Data extract:
--- START ---

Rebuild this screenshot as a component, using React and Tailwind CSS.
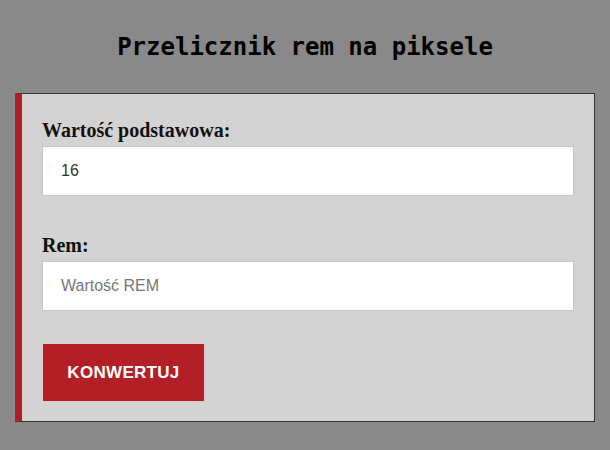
export default function App() {
  return (
    <div className="min-h-[450px] bg-[#898989]">
      <div className="h-[93px] flex items-center justify-center">
        <h1 className="text-[24px] font-bold text-black" style={{ fontFamily: '"DejaVu Sans Mono", monospace' }}>
          Przelicznik rem na piksele
        </h1>
      </div>
      <div className="mx-[15px] bg-[#d3d3d3] border border-[#333] border-l-[7px] border-l-[#b31f27] pl-[20px] pr-[20px] pt-[24px] pb-[19px]">
        <Field label="Wartość podstawowa:" value="16" />
        <div className="mt-[37px]">
          <Field label="Rem:" placeholder="Wartość REM" />
        </div>
        <button
          className="block mt-[32px] h-[59px] w-[163px] bg-[#b31f27] border border-[#e9c9ca] text-white text-[17px] font-bold uppercase tracking-[0.3px]"
          style={{ fontFamily: '"Liberation Sans", Arial, sans-serif' }}
        >
          Konwertuj
        </button>
      </div>
    </div>
  );
}

function Field({ label, value, placeholder }) {
  return (
    <div>
      <label
        className="block text-[20px] leading-6 font-bold text-[#111] mb-1"
        style={{ fontFamily: '"Liberation Serif", serif' }}
      >
        {label}
      </label>
      <input
        type="text"
        defaultValue={value}
        placeholder={placeholder}
        className="block w-full h-[50px] bg-white border border-[#c8c8c8] px-[18px] text-[16px] text-[#333] placeholder:text-[#777] outline-none"
        style={{ fontFamily: '"Liberation Sans", Arial, sans-serif' }}
      />
    </div>
  );
}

--- END ---

Task to complete: Every line above should be returned word for word, with the pictures left behind.

Expected output:
Rebuild this screenshot as a component, using React and Tailwind CSS.
export default function App() {
  return (
    <div className="min-h-[450px] bg-[#898989]">
      <div className="h-[93px] flex items-center justify-center">
        <h1 className="text-[24px] font-bold text-black" style={{ fontFamily: '"DejaVu Sans Mono", monospace' }}>
          Przelicznik rem na piksele
        </h1>
      </div>
      <div className="mx-[15px] bg-[#d3d3d3] border border-[#333] border-l-[7px] border-l-[#b31f27] pl-[20px] pr-[20px] pt-[24px] pb-[19px]">
        <Field label="Wartość podstawowa:" value="16" />
        <div className="mt-[37px]">
          <Field label="Rem:" placeholder="Wartość REM" />
        </div>
        <button
          className="block mt-[32px] h-[59px] w-[163px] bg-[#b31f27] border border-[#e9c9ca] text-white text-[17px] font-bold uppercase tracking-[0.3px]"
          style={{ fontFamily: '"Liberation Sans", Arial, sans-serif' }}
        >
          Konwertuj
        </button>
      </div>
    </div>
  );
}

function Field({ label, value, placeholder }) {
  return (
    <div>
      <label
        className="block text-[20px] leading-6 font-bold text-[#111] mb-1"
        style={{ fontFamily: '"Liberation Serif", serif' }}
      >
        {label}
      </label>
      <input
        type="text"
        defaultValue={value}
        placeholder={placeholder}
        className="block w-full h-[50px] bg-white border border-[#c8c8c8] px-[18px] text-[16px] text-[#333] placeholder:text-[#777] outline-none"
        style={{ fontFamily: '"Liberation Sans", Arial, sans-serif' }}
      />
    </div>
  );
}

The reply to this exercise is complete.